**Work instructions:** Copy out each line below that has the word "page" in it.

**Data shown:**
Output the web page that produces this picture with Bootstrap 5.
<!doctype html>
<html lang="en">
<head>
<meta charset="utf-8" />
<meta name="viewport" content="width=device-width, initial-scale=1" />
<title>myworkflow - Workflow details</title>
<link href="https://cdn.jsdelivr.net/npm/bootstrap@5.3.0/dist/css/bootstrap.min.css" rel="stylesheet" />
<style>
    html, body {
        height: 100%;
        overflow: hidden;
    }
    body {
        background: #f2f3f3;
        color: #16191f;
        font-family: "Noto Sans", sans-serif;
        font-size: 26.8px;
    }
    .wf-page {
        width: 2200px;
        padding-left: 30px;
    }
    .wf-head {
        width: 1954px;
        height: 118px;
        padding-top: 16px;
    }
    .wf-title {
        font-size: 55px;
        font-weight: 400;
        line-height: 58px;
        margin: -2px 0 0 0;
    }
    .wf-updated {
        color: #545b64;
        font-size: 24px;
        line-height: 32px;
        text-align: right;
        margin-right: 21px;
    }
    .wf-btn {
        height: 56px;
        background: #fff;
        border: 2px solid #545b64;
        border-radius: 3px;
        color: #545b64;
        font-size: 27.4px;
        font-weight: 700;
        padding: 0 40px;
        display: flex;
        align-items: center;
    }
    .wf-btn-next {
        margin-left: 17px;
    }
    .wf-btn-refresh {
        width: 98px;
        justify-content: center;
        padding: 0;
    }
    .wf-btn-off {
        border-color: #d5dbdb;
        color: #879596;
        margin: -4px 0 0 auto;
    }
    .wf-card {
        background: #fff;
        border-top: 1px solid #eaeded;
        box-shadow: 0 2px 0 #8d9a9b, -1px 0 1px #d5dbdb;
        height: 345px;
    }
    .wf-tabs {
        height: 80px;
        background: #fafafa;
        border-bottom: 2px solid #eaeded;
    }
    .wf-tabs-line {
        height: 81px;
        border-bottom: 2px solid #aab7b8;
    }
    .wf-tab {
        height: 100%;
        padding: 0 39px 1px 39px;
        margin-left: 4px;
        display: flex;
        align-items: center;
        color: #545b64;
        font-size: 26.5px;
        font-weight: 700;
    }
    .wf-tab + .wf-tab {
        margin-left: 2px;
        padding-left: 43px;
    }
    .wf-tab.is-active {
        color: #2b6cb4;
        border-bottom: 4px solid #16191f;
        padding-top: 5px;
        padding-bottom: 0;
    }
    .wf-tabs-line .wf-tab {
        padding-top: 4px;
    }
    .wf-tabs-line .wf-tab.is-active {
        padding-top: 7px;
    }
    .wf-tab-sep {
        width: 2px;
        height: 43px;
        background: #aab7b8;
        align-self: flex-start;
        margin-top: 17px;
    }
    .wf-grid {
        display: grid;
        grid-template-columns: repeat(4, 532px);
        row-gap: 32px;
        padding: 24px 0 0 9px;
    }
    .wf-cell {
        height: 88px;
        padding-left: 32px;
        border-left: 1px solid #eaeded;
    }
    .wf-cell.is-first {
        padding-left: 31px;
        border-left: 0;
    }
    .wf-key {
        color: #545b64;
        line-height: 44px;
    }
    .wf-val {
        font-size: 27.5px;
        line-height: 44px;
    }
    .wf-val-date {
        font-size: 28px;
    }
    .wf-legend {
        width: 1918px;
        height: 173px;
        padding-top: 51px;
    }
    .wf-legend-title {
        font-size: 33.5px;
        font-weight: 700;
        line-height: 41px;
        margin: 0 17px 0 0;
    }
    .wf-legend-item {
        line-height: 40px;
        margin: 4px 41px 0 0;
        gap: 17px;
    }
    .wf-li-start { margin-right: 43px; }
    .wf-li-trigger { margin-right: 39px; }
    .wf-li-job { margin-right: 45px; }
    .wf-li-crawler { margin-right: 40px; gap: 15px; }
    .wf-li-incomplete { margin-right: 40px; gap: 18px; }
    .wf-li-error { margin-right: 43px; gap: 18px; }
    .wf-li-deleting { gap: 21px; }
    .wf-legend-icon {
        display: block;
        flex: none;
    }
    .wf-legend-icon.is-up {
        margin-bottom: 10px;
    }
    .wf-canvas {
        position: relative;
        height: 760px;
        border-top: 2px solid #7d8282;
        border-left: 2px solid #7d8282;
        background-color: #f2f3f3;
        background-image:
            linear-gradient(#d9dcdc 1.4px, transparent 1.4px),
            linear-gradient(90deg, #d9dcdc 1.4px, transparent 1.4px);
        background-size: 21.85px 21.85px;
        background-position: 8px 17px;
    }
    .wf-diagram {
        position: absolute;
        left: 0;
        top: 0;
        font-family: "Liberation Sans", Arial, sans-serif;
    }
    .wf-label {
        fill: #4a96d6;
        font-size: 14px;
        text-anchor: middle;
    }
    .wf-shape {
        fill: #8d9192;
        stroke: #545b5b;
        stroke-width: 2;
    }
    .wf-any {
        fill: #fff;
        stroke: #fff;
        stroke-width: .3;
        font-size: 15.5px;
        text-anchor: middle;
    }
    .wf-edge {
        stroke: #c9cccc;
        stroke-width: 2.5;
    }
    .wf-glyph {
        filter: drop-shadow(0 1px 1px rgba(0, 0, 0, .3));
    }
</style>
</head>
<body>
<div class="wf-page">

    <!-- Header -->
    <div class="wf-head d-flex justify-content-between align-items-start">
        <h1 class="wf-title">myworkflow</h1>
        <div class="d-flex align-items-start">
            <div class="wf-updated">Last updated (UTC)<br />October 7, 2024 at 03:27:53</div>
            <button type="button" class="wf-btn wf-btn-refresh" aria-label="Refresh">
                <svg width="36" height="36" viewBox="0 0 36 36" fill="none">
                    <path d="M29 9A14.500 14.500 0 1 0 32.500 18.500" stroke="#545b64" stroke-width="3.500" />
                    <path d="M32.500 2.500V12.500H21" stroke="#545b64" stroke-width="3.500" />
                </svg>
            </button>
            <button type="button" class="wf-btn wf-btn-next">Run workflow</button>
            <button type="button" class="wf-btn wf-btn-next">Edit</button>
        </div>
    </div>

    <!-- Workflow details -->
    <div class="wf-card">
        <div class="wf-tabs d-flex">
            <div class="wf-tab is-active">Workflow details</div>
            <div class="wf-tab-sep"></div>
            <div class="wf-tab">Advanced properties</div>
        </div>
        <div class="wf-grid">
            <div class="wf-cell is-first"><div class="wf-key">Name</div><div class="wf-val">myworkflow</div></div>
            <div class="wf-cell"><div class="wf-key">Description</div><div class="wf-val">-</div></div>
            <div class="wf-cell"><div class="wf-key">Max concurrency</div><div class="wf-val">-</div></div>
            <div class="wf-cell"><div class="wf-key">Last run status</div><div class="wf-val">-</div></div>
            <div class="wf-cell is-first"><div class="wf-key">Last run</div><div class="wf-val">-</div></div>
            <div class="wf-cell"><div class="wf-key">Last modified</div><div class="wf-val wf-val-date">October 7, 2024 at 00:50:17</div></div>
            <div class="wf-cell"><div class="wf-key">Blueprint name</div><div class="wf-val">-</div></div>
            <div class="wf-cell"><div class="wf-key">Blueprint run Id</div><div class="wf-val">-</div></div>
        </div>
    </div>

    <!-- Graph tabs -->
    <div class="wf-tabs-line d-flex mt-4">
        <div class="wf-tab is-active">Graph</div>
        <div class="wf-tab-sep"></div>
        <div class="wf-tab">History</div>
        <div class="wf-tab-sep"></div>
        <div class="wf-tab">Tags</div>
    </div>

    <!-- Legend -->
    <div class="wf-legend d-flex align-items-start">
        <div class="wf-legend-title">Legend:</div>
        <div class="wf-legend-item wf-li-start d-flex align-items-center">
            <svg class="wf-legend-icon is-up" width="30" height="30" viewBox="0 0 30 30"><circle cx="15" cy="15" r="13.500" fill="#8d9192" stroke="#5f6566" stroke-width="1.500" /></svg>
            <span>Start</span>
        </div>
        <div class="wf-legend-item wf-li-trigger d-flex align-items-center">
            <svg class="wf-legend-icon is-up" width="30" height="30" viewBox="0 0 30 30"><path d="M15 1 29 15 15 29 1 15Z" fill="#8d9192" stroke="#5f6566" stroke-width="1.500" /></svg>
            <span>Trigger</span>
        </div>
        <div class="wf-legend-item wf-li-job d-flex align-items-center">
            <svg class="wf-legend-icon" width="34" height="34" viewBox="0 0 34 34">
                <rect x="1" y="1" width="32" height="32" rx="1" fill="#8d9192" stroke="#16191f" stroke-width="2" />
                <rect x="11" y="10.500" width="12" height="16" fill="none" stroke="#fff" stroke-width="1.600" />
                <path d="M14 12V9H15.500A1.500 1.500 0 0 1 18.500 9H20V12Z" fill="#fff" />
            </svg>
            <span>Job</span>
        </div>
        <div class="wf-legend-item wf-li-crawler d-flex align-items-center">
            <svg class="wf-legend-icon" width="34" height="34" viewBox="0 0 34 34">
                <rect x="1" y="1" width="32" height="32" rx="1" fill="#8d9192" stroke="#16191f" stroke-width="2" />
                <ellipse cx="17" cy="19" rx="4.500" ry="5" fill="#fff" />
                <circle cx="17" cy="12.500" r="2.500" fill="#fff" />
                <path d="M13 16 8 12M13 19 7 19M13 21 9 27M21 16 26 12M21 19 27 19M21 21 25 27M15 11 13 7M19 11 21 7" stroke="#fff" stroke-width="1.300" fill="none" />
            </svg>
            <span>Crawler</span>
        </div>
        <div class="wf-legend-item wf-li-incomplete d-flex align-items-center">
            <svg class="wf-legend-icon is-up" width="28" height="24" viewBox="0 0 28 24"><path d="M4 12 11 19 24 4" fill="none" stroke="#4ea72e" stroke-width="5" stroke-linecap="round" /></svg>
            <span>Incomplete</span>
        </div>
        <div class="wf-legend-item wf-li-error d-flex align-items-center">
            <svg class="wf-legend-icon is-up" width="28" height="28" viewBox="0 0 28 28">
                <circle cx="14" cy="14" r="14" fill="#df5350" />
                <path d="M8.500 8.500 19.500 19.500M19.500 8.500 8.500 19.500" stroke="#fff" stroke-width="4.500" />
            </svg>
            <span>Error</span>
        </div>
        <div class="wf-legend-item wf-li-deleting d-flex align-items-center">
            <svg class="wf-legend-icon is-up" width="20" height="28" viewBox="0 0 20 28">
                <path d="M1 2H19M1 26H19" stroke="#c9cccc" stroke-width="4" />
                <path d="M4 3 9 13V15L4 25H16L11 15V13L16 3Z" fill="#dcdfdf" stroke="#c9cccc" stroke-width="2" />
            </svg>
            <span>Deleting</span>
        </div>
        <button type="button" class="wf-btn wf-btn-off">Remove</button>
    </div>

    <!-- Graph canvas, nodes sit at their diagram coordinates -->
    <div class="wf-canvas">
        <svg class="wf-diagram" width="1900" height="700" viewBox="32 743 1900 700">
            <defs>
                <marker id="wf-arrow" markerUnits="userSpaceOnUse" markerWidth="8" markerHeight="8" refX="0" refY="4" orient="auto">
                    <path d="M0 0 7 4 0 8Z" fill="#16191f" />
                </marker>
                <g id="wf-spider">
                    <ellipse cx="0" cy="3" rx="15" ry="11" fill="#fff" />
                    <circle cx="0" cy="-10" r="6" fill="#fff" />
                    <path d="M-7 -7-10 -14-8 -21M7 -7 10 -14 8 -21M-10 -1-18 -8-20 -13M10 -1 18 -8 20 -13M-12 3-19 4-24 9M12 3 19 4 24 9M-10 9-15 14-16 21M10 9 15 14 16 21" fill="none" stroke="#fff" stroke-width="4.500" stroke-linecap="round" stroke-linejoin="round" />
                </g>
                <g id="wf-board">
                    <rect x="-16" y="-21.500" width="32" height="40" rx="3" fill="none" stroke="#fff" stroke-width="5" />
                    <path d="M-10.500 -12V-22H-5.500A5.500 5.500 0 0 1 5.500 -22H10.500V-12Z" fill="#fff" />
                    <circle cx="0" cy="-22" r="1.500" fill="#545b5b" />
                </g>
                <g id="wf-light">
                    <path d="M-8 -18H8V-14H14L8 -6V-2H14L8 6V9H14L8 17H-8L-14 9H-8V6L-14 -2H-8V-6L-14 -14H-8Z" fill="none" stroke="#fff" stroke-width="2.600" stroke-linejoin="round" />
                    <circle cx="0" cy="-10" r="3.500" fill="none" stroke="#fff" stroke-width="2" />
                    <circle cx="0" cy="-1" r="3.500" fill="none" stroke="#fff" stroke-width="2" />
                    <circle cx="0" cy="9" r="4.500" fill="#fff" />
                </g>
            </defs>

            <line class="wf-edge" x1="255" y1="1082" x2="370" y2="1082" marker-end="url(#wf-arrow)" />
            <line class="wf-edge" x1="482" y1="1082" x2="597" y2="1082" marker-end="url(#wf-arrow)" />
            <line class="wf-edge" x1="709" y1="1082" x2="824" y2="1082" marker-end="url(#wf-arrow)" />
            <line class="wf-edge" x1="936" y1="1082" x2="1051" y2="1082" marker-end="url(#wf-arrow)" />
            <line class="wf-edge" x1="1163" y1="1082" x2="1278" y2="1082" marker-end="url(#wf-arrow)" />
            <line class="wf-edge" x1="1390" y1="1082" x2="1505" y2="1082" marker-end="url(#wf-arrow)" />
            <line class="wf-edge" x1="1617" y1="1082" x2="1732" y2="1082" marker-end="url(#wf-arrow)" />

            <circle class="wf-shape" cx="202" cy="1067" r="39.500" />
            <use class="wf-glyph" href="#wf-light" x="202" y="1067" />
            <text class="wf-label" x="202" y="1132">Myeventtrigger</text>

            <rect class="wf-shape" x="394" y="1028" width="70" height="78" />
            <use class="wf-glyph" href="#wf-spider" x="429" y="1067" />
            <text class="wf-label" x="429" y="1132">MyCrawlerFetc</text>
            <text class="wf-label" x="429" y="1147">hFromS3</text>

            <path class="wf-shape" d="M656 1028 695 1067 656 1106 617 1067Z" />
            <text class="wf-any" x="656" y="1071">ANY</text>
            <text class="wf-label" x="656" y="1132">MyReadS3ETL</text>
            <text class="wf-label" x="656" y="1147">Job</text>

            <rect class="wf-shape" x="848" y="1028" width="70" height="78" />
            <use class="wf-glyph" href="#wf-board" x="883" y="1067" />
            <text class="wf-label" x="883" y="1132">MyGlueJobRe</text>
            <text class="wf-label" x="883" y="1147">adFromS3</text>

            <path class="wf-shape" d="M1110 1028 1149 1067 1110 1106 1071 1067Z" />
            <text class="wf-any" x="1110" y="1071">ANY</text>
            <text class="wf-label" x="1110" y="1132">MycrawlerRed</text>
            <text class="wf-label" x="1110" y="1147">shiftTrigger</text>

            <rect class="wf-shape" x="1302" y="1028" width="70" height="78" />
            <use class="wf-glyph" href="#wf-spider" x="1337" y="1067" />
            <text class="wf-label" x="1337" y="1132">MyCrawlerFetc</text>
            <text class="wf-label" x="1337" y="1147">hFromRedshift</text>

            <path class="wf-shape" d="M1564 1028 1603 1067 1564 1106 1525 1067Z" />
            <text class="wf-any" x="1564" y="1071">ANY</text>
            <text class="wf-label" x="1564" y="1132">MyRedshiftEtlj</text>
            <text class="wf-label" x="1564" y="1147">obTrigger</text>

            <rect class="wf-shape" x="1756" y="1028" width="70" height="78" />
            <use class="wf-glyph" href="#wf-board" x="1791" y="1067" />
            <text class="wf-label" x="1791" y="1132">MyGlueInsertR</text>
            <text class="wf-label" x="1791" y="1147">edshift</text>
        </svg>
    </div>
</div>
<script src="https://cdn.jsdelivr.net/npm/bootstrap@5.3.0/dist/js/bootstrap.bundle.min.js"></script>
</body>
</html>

**Written reply:**
Output the web page that produces this picture with Bootstrap 5.
    .wf-page {
<div class="wf-page">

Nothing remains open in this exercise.